Polls have opened in the first phase of India’s mammoth general elections, the largest in the world which take place over the course of six weeks.
Voters in 18 Indian states and two Union Territories began casting ballots on Thursday, the first day of a seven-phase election in the country of 1.3 billion people.
The election, the world’s largest democratic exercise, is seen as a referendum on Prime Minister Narendra Modi and his Bharatiya Janata Party.
Modi supporters say the tea-seller’s son from Gujarat state has improved the nation’s standing, but critics say his party’s Hindu nationalism has aggravated religious tensions in India.
Some 900 million people are eligible to cast ballots at around a million polling stations across the country.
They will decide 543 seats in India’s lower house of Parliament.
Voting concludes on May 19 and counting is scheduled for May 23.
Mr Modi came to power in 2014 and the party invoked its Hindu nationalist roots before the elections, with Mr Modi at the forefront against the threat of Pakistan, India’s Muslim-majority arch-rival.
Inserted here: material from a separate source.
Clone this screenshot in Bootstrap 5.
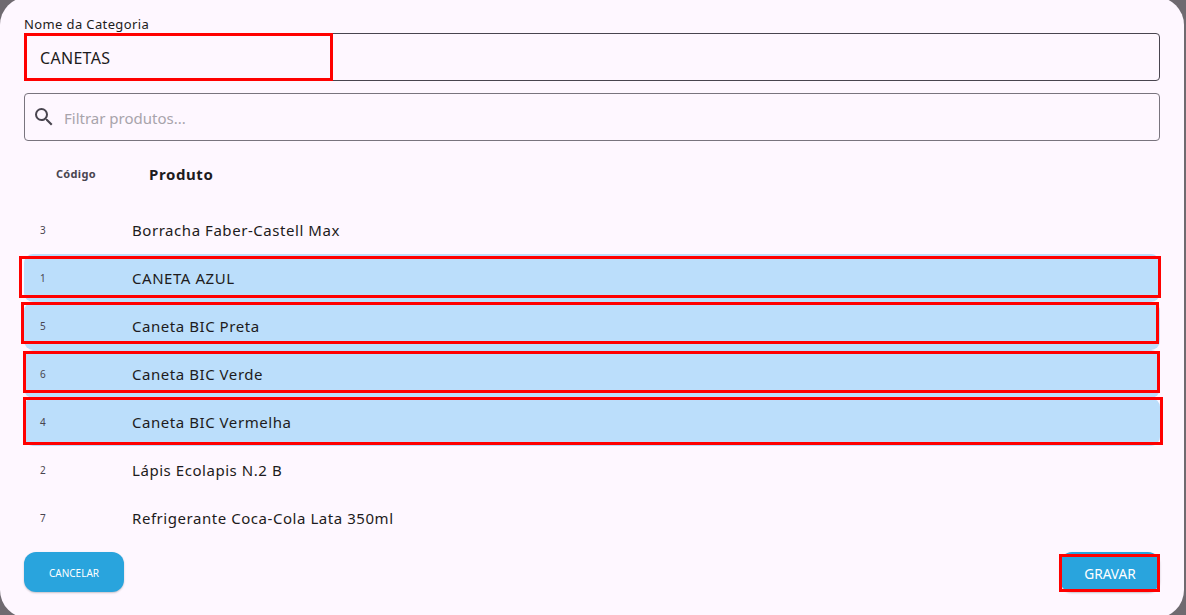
<!DOCTYPE html>
<html lang="pt">
<head>
<meta charset="utf-8">
<title>Categoria</title>
<link rel="stylesheet" href="https://cdn.jsdelivr.net/npm/bootstrap@5.3.0/dist/css/bootstrap.min.css">
<style>
html,body{height:615px;overflow:hidden;background:#6f6a70;}
body{font-family:"Noto Sans","Open Sans",sans-serif;color:#1d1b20;}
.sheet{width:1184px;height:621px;margin-top:-3px;padding:18px 24px 0;background:#fef7ff;border-radius:28px;position:relative;}
.fld-label{font-size:13px;line-height:18px;letter-spacing:.38px;height:18px;color:#1d1b20;}
.fld-name,.fld-search{height:48px;flex:none;background:#fef7ff;border-radius:4px;color:#1d1b20;box-shadow:none;}
.fld-name{border:1px solid #49454f;padding:1px 15px 0;font-size:16px;letter-spacing:.3px;}
.fld-search{border:1px solid #79747e;margin-top:12px;padding:0 7px;gap:8px;}
.fld-search input{border:0;outline:0;background:transparent;flex:1;padding:2px 0 0;font-size:15px;color:#1d1b20;font-family:inherit;}
.fld-search input::placeholder{color:#a8a4ab;opacity:1;}
.fld-name:focus{background:#fef7ff;border-color:#49454f;box-shadow:none;}
.head-row{height:65px;flex:none;padding-top:1px;}
.col-code{width:108px;flex:none;}
.head-code{font-size:11px;font-weight:700;color:#49454f;letter-spacing:.3px;padding-left:32px;}
.head-name{font-size:15px;font-weight:700;letter-spacing:.6px;padding-left:17px;color:#1d1b20;}
.prod-row{height:48px;flex:none;position:relative;border-radius:9px;}
.prod-row.picked{background:#bbdefb;}
.row-code{font-size:10px;color:#49454f;padding-left:16px;}
.row-name{font-size:15px;letter-spacing:.55px;color:#1d1b20;}
.foot-row{margin-top:10px;}
.act-btn{width:100px;height:40px;border:0;background:#29a4dd;color:#fff;border-radius:12px;box-shadow:0 1px 2px rgba(0,0,0,.22);padding:3px 0 0;}
.act-btn:hover,.act-btn:active{background:#29a4dd;color:#fff;}
.act-small{font-size:10px;}
.act-large{font-size:13.7px;position:relative;padding-top:4px;}
.red-mark{position:absolute;border:3px solid #f00;pointer-events:none;}
.rm-name{left:24px;top:36px;width:309px;height:48px;}
.rm-1{left:-5px;top:2px;width:1142px;height:42px;}
.rm-2{left:-3px;top:0;width:1138px;height:42px;}
.rm-3{left:-1px;top:1px;width:1137px;height:42px;}
.rm-4{left:-1px;top:-1px;width:1140px;height:48px;}
.rm-go{left:-1px;top:2px;width:101px;height:38px;}
</style>
</head>
<body>
<div class="sheet d-flex flex-column">
  <div class="fld-label">Nome da Categoria</div>
  <input class="form-control fld-name" value="CANETAS" aria-label="Nome da Categoria">
  <div class="red-mark rm-name"></div>
  <div class="d-flex align-items-center fld-search">
    <svg width="24" height="24" viewBox="0 0 24 24" aria-hidden="true"><path fill="#49454f" d="M15.5 14h-.79l-.28-.27A6.47 6.47 0 0 0 16 9.5 6.5 6.5 0 1 0 9.5 16c1.61 0 3.09-.59 4.23-1.57l.27.28v.79l5 4.99L20.49 19l-4.99-5zm-6 0C7.01 14 5 11.99 5 9.5S7.01 5 9.5 5 14 7.01 14 9.5 11.99 14 9.5 14z"/></svg>
    <input type="text" placeholder="Filtrar produtos..." aria-label="Filtrar produtos">
  </div>
  <div class="d-flex align-items-center head-row">
    <div class="col-code head-code">Código</div>
    <div class="head-name">Produto</div>
  </div>
  <div class="d-flex align-items-center prod-row"><div class="col-code row-code">3</div><div class="row-name">Borracha Faber-Castell Max</div></div>
  <div class="d-flex align-items-center prod-row picked"><div class="col-code row-code">1</div><div class="row-name">CANETA AZUL</div><div class="red-mark rm-1"></div></div>
  <div class="d-flex align-items-center prod-row picked"><div class="col-code row-code">5</div><div class="row-name">Caneta BIC Preta</div><div class="red-mark rm-2"></div></div>
  <div class="d-flex align-items-center prod-row picked"><div class="col-code row-code">6</div><div class="row-name">Caneta BIC Verde</div><div class="red-mark rm-3"></div></div>
  <div class="d-flex align-items-center prod-row picked"><div class="col-code row-code">4</div><div class="row-name">Caneta BIC Vermelha</div><div class="red-mark rm-4"></div></div>
  <div class="d-flex align-items-center prod-row"><div class="col-code row-code">2</div><div class="row-name">Lápis Ecolapis N.2 B</div></div>
  <div class="d-flex align-items-center prod-row"><div class="col-code row-code">7</div><div class="row-name">Refrigerante Coca-Cola Lata 350ml</div></div>
  <div class="d-flex justify-content-between foot-row">
    <button type="button" class="btn act-btn act-small">CANCELAR</button>
    <button type="button" class="btn act-btn act-large">GRAVAR<span class="red-mark rm-go"></span></button>
  </div>
</div>
<script src="https://cdn.jsdelivr.net/npm/bootstrap@5.3.0/dist/js/bootstrap.bundle.min.js"></script>
</body>
</html>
Hindus comprise about 80% of India’s 1.3 billion people.
Even though India continues to be one of the fastest-growing economies in the world, the Modi-led government’s performance on the economy has come under criticism.
The first item in the opposition Congress party’s election manifesto describes a plan for creating jobs.
It also promises an income subsidy programme for the poorest families and for farmers.